Montpelier posts $70m profit despite $20m oil rig loss
Bermuda reinsurer Montpelier Re Holdings Ltd. last night announced net income of $70 million for the second quarter, as it took a $20 million hit from the Deepwater Horizon oil rig explosion.
The profit broke down to 96 cents per share and was down by nearly $90 million from the $159 million recorded in the April through June period last year.
Operating results improved compared to last year, with operating earnings of share of $1 up 28 percent compared to last year.
The main reason for the fall in net income was the comparison with last year's unrealised investment gains of $85.6 million during a resurgent period for the markets. This year, Montpelier booked an unrealised investment loss of $4.1 million.
Montpelier wrote $199.5 million in gross premiums, representing an eight percent increase from last year.
The company said it had seen a decrease in the Bermuda property catastrophe book that was more than offset by increases in its US and Lloyd's operations.
The company's combined ratio — the percentage of premium dollars spent on claims and expenses — was 59.8 percent, an improvement compared to the 61.5 percent achieved last year.
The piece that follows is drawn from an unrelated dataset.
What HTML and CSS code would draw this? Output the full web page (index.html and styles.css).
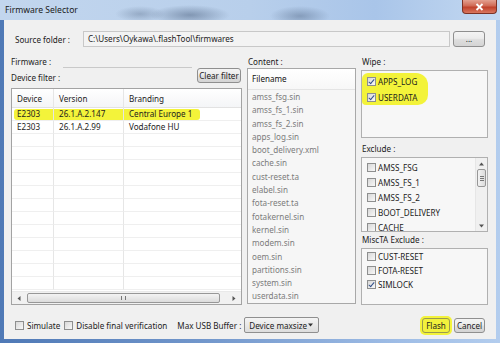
FILE: index.html
```html
<!DOCTYPE html>
<html>
<head>
<meta charset="utf-8">
<link rel="stylesheet" href="styles.css">
</head>
<body>
<div class="window">
  <div class="titlebar">
    <span class="title">Firmware Selector</span>
    <div class="close"><svg width="9" height="8" viewBox="0 0 9 8"><path d="M1.5 1 L7.5 7 M7.5 1 L1.5 7" stroke="#fff" stroke-width="1.8"/></svg></div>
  </div>
  <div class="client">
    <div class="source-row">
      <span class="src-label">Source folder :</span>
      <div class="field">C:\Users\Oykawa\.flashTool\firmwares</div>
      <div class="btn dots">...</div>
    </div>

    <div class="main">
      <div class="col-left">
        <div class="filter-grid">
          <span class="fw-label">Firmware :</span>
          <div class="fw-field"></div>
          <span class="df-label">Device filter :</span>
          <div class="btn clear">Clear filter</div>
        </div>
        <div class="table">
          <div class="thead">
            <div class="cell">Device</div><div class="cell">Version</div><div class="cell">Branding</div>
          </div>
          <div class="tbody">
            <div class="row hl"><div class="cell">E2303</div><div class="cell">26.1.A.2.147</div><div class="cell">Central Europe 1</div></div>
            <div class="row"><div class="cell">E2303</div><div class="cell">26.1.A.2.99</div><div class="cell">Vodafone HU</div></div>
            <div class="row"><div class="cell"></div><div class="cell"></div><div class="cell"></div></div>
            <div class="row"><div class="cell"></div><div class="cell"></div><div class="cell"></div></div>
            <div class="row"><div class="cell"></div><div class="cell"></div><div class="cell"></div></div>
            <div class="row"><div class="cell"></div><div class="cell"></div><div class="cell"></div></div>
            <div class="row"><div class="cell"></div><div class="cell"></div><div class="cell"></div></div>
            <div class="row"><div class="cell"></div><div class="cell"></div><div class="cell"></div></div>
            <div class="row"><div class="cell"></div><div class="cell"></div><div class="cell"></div></div>
            <div class="row"><div class="cell"></div><div class="cell"></div><div class="cell"></div></div>
            <div class="row"><div class="cell"></div><div class="cell"></div><div class="cell"></div></div>
            <div class="row"><div class="cell"></div><div class="cell"></div><div class="cell"></div></div>
            <div class="row"><div class="cell"></div><div class="cell"></div><div class="cell"></div></div>
            <div class="row"><div class="cell"></div><div class="cell"></div><div class="cell"></div></div>
          </div>
          <div class="hscroll">
            <div class="arrow"><svg width="4" height="5" viewBox="0 0 4 5"><path d="M3.5 0 L0.5 2.5 L3.5 5 Z" fill="#555"/></svg></div>
            <div class="thumb"><span class="grip"></span></div>
            <div class="arrow"><svg width="4" height="5" viewBox="0 0 4 5"><path d="M0.5 0 L3.5 2.5 L0.5 5 Z" fill="#555"/></svg></div>
          </div>
        </div>
      </div>

      <div class="col-mid">
        <span class="sec-label first">Content :</span>
        <div class="list">
          <div class="list-head">Filename</div>
          <div class="items">
            <div>amss_fsg.sin</div>
            <div>amss_fs_1.sin</div>
            <div>amss_fs_2.sin</div>
            <div>apps_log.sin</div>
            <div>boot_delivery.xml</div>
            <div>cache.sin</div>
            <div>cust-reset.ta</div>
            <div>elabel.sin</div>
            <div>fota-reset.ta</div>
            <div>fotakernel.sin</div>
            <div>kernel.sin</div>
            <div>modem.sin</div>
            <div>oem.sin</div>
            <div>partitions.sin</div>
            <div>system.sin</div>
            <div>userdata.sin</div>
          </div>
        </div>
      </div>

      <div class="col-right">
        <span class="sec-label first">Wipe :</span>
        <div class="box wipe">
          <div class="mark"></div>
          <div class="chk h16"><span class="cb on"></span>APPS_LOG</div>
          <div class="chk h16"><span class="cb on"></span>USERDATA</div>
        </div>
        <span class="sec-label">Exclude :</span>
        <div class="box exclude">
          <div class="ex-items">
            <div class="chk h15"><span class="cb"></span>AMSS_FSG</div>
            <div class="chk h15"><span class="cb"></span>AMSS_FS_1</div>
            <div class="chk h15"><span class="cb"></span>AMSS_FS_2</div>
            <div class="chk h15"><span class="cb"></span>BOOT_DELIVERY</div>
            <div class="chk h15"><span class="cb"></span>CACHE</div>
          </div>
          <div class="vscroll">
            <div class="varrow"><svg width="5" height="4" viewBox="0 0 5 4"><path d="M0 3.5 L2.5 0.5 L5 3.5 Z" fill="#555"/></svg></div>
            <div class="vthumb"><span></span><span></span><span></span></div>
            <div class="vtrack"></div>
            <div class="varrow"><svg width="5" height="4" viewBox="0 0 5 4"><path d="M0 0.5 L2.5 3.5 L5 0.5 Z" fill="#555"/></svg></div>
          </div>
        </div>
        <span class="sec-label misc">MiscTA Exclude :</span>
        <div class="box misc-box">
          <div class="chk h14"><span class="cb"></span>CUST-RESET</div>
          <div class="chk h14"><span class="cb"></span>FOTA-RESET</div>
          <div class="chk h14"><span class="cb on"></span>SIMLOCK</div>
        </div>
      </div>
    </div>

    <div class="bottom-row">
      <div class="chk sim"><span class="cb"></span>Simulate</div>
      <div class="chk dis"><span class="cb"></span>Disable final verification</div>
      <span class="usb-label">Max USB Buffer :</span>
      <div class="select"><span>Device maxsize</span><svg width="5" height="4" viewBox="0 0 5 4"><path d="M0 0.5 L2.5 3.5 L5 0.5 Z" fill="#333"/></svg></div>
      <div class="btn flash">Flash</div>
      <div class="btn cancel">Cancel</div>
    </div>
  </div>
</div>
</body>
</html>
```

FILE: styles.css
```css
* { box-sizing: border-box; }

body {
  margin: 0;
  width: 500px;
  height: 343px;
  overflow: hidden;
  font-family: "Noto Sans", "Open Sans", sans-serif;
  font-size: 8.1px;
  color: #1c1c1c;
}

.window {
  width: 500px;
  height: 343px;
  display: flex;
  flex-direction: column;
  background: linear-gradient(90deg, #4f79b6 0%, #7196cb 40%, #9fbde6 80%, #b3cdee 100%);
}

.titlebar {
  position: relative;
  height: 20px;
  flex: none;
  display: flex;
  align-items: center;
  padding-left: 5px;
  background:
    radial-gradient(ellipse 40px 10px at 190px 15px, rgba(60,80,110,0.45), transparent),
    radial-gradient(ellipse 30px 10px at 300px 16px, rgba(50,70,100,0.35), transparent),
    radial-gradient(ellipse 25px 8px at 140px 14px, rgba(60,80,110,0.3), transparent),
    linear-gradient(90deg, #c2d6ee 0%, #b8cfeb 50%, #a9c5e9 75%, #c3d8f1 100%);
}

.title {
  font-size: 8.6px;
  color: #1a1a1a;
}

.close {
  position: absolute;
  top: 0;
  right: 3px;
  width: 35px;
  height: 14px;
  border: 1px solid #7d3225;
  border-top: none;
  border-radius: 0 0 4px 4px;
  background: linear-gradient(#e3a090 0%, #d06a55 45%, #c0412b 55%, #d9775f 100%);
  display: flex;
  align-items: center;
  justify-content: center;
}

.client {
  flex: 1;
  margin: 0 4px 4px;
  background: #f0f0f0;
  display: flex;
  flex-direction: column;
}

/* source row */
.source-row {
  margin-top: 11px;
  height: 16px;
  display: flex;
  align-items: center;
  padding: 0 11px;
}
.src-label { width: 68px; }
.field {
  flex: 1;
  height: 16px;
  line-height: 14px;
  padding-left: 4px;
  border: 1px solid #c8c8c8;
  background: #f3f3f3;
}

.btn {
  height: 16px;
  display: flex;
  align-items: center;
  justify-content: center;
  border: 1px solid #8f8f8f;
  border-radius: 3px;
  background: linear-gradient(#f4f4f4 0%, #ececec 45%, #dedede 55%, #d4d4d4 100%);
  color: #1c1c1c;
  white-space: nowrap;
}
.dots { width: 32px; margin-left: 3px; line-height: 8px; }

/* main */
.main {
  margin-top: 9px;
  height: 249px;
  padding-left: 7px;
  display: grid;
  grid-template-columns: 231px 109px 127px;
  column-gap: 5px;
}

.col-left { display: flex; flex-direction: column; }

.filter-grid {
  height: 32px;
  display: grid;
  grid-template-columns: 52px 129px 1fr 45px;
  grid-template-rows: 12px 20px;
}
.fw-label { grid-column: 1; grid-row: 1; line-height: 12px; }
.fw-field {
  grid-column: 2; grid-row: 1;
  border-bottom: 1px solid #c9c9c9;
}
.df-label { grid-column: 1 / 3; grid-row: 2; align-self: center; line-height: 12px; }
.clear {
  grid-column: 4; grid-row: 2;
  align-self: start;
  height: 15px;
  margin-right: 1px;
}

.table {
  height: 217px;
  border: 1px solid #a3a3a3;
  background: #fff;
  display: flex;
  flex-direction: column;
  overflow: hidden;
}
.thead, .row {
  display: grid;
  grid-template-columns: 42px 70px 1fr;
}
.thead {
  height: 19px;
  flex: none;
  align-items: center;
  background: linear-gradient(#ffffff, #f4f5f7);
  border-bottom: 1px solid #e2e2e2;
}
.thead .cell { padding-left: 5px; line-height: 19px; border-right: 1px solid #e6e6e6; }
.thead .cell:last-child { border-right: none; }

.tbody { flex: 1; overflow: hidden; }
.row { height: 13px; position: relative; }
.row .cell {
  padding-left: 5px;
  line-height: 12px;
  border-bottom: 1px solid #efefef;
  border-right: 1px solid #e6e6e6;
  position: relative;
  z-index: 1;
  white-space: nowrap;
}
.row .cell:last-child { border-right: none; }
.row.hl::before {
  content: "";
  position: absolute;
  left: 2px;
  top: 1px;
  width: 186px;
  height: 11px;
  border-radius: 3px;
  background: #f3f33a;
  z-index: 0;
}

.hscroll {
  height: 13px;
  flex: none;
  display: flex;
  align-items: center;
  background: #f1f1f1;
  border-top: 1px solid #e9e9e9;
  padding: 0 1px;
}
.hscroll .arrow { width: 12px; display: flex; justify-content: center; }
.thumb {
  flex: 1;
  height: 10px;
  margin: 0 8px 0 2px;
  border: 1px solid #979797;
  border-radius: 2px;
  background: linear-gradient(#f3f3f3, #dcdcdc);
  display: flex;
  align-items: center;
  justify-content: center;
}
.grip {
  width: 5px;
  height: 4px;
  border-left: 1px solid #777;
  border-right: 1px solid #777;
  background: linear-gradient(90deg, transparent 1.5px, #777 1.5px, #777 2.5px, transparent 2.5px);
}

/* middle */
.col-mid, .col-right { display: flex; flex-direction: column; }
.sec-label { height: 12px; line-height: 12px; margin: 5px 0 2px 1px; white-space: nowrap; }
.sec-label.first { margin-top: 0; margin-bottom: 0; }
.col-right .sec-label.first { margin-bottom: 2px; }
.sec-label.misc { margin-top: 2px; }

.list {
  height: 236px;
  border: 1px solid #a8a8a8;
  background: #f6f6f6;
  overflow: hidden;
}
.list-head {
  height: 21px;
  line-height: 20px;
  padding-left: 4px;
  background: linear-gradient(#ffffff, #f7f7f7);
  border-bottom: 1px solid #e4e4e4;
  color: #111;
}
.items div {
  height: 13.3px;
  line-height: 13px;
  padding-left: 4px;
  color: #7c7c7c;
  white-space: nowrap;
}

/* right */
.box {
  border: 1px solid #b0b0b0;
  background: #f7f7f7;
  position: relative;
  overflow: hidden;
}
.wipe { height: 68px; padding-top: 2px; }
.exclude { height: 75px; display: flex; }
.misc-box { height: 57px; }

.ex-items { flex: 1; padding-top: 2px; }

.chk {
  display: flex;
  align-items: center;
  padding-left: 5px;
  white-space: nowrap;
  position: relative;
  z-index: 1;
}
.h16 { height: 16px; }
.h15 { height: 15px; }
.h14 { height: 14px; }

.cb {
  width: 9px;
  height: 9px;
  flex: none;
  margin-right: 2px;
  border: 1px solid #8e8f8f;
  background: linear-gradient(135deg, #d8d8d8, #f8f8f8);
  position: relative;
}
.cb.on::after {
  content: "";
  position: absolute;
  left: 2px;
  top: 0px;
  width: 2px;
  height: 5px;
  border-right: 1.5px solid #32508a;
  border-bottom: 1.5px solid #32508a;
  transform: rotate(40deg);
}

.mark {
  position: absolute;
  left: 0px;
  top: 2px;
  width: 66px;
  height: 32px;
  border-radius: 6px 12px 10px 4px;
  background: #f3f33a;
  z-index: 0;
}

.vscroll {
  width: 12px;
  display: flex;
  flex-direction: column;
  background: #f0f0f0;
  border-left: 1px solid #e6e6e6;
}
.varrow { height: 11px; display: flex; align-items: center; justify-content: center; }
.vthumb {
  height: 18px;
  margin: 0 1px;
  border: 1px solid #979797;
  border-radius: 2px;
  background: linear-gradient(90deg, #f3f3f3, #dcdcdc);
  display: flex;
  flex-direction: column;
  align-items: center;
  justify-content: center;
  gap: 1px;
}
.vthumb span { width: 4px; height: 1px; background: #777; }
.vtrack { flex: 1; }

/* bottom */
.bottom-row {
  margin-top: 12px;
  height: 16px;
  display: flex;
  align-items: center;
  padding: 0 11px;
}
.bottom-row .chk { padding-left: 0; }
.bottom-row .cb { margin-right: 3px; }
.sim { margin-right: 4px; }
.dis { margin-right: 10px; }
.usb-label { margin-right: 3px; white-space: nowrap; }
.select {
  width: 75px;
  height: 16px;
  flex: none;
  border: 1px solid #8f8f8f;
  border-radius: 2px;
  background: linear-gradient(#f4f4f4, #dddddd);
  display: flex;
  align-items: center;
  justify-content: space-between;
  padding: 0 5px 0 4px;
  white-space: nowrap;
}
.flash {
  margin-left: auto;
  width: 28px;
  height: 15px;
  background: #f2f23c;
  border-color: #9a9a50;
  box-shadow: 0 0 0 2px #f3f33a;
}
.cancel { width: 31px; height: 15px; margin-left: 4px; }
```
The ratio benefited from $39 million in net favourable development from prior years' loss reserves, but was impacted by the $20 million loss related to the Deepwater Horizon explosion, which was in line with previous announcements. There was no change in the first-quarter estimated net loss for the Chilean earthquake.
"We produced a strong quarter with solid underwriting results and steady investment performance resulting in 4.9 percent growth in book value per share," said Montpelier's president and chief executive officer Christopher Harris. "The mid-year renewal season was challenging, and we reduced some catastrophe exposures accordingly. However, we also identified some attractive growth opportunities in our US and UK platforms, most notably within our Marine book."
Mr Harris added that the company had grown shareholders' equity over the past year, while repurchasing 20 percent of outstanding shares at a discount to book value per share.
"We enter the US hurricane season in a strong capital position, and we continue to consider share repurchases an integral part of our cycle management strategy," he added.
Montpelier initiated a fresh $100 million share repurchase programme in late June and repurchased 250,000 shares during the second quarter at an average price of $15.01. The Company has repurchased a further 743,700 shares in July at an average price of $15.12. Montpelier's total capital was $1.95 billion as of June 30, 2010.